Test manufacturers, contracts in hand, stepped forward.
Maybe it’s the appeal of simplicity, or a poor grasp of statistics, or lack of understanding of what it means to be educated, or ignorance of research, or something else. Whatever the reason, standardized test scores have become the tail that wags the education dog, closing treasured neighborhood schools, keeping students in the same grade indefinitely, ending the careers of effective and experienced teachers, swinging elections, putting enormous dents in school budgets, even calling into question the value of public schooling.
The validity of standardized tests and their central role in shaping education policy are now ordinarily simply taken for granted. Even educators who should be aware not just of the vast limitations of standardized tests but of the havoc they are wreaking on the institution, assume such tests are a necessary thing, and complain only about what they see as their excessive use.

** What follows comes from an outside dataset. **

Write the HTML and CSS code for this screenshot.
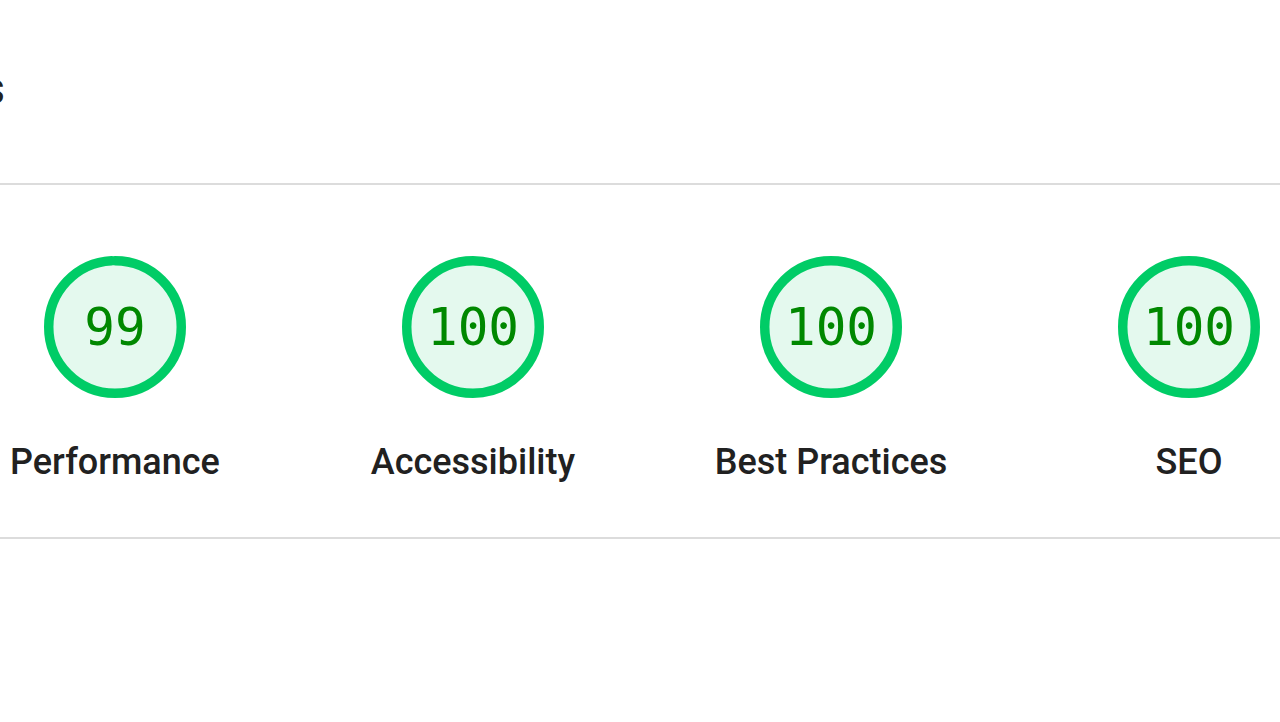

I don’t share that assumption. In no particular order, I’ll list some of the reasons I think standardized testing—if not an outright curse—is educationally destructive.
1. Standardized tests purport to generate hard data useful in guiding decision making in pursuit of an overarching institutional aim. Unfortunately, the institution has no such aim, making meaningful measurement of progress toward it impossible.
Read the literature, study the legislation, listen to the speeches, talk to educators or the general public, and the lack of aim is apparent. The “official” list is long—prepare students for democratic citizenship; keep America economically competitive; introduce the academic disciplines; teach thinking skills; instill a love of learning; explore “eternal” questions; transmit societal values; prepare the young for useful work; develop character; teach “the basics.”
Those barely begin a list.
All such aims may be defensible, but each calls, at the least, for particular instructional materials, particular teaching methods, particular kinds of tests. Until there’s consensus on the aim of schooling, no test, standardized or otherwise, can measure progress. We accept the testing status quo because we haven’t thought the matter through.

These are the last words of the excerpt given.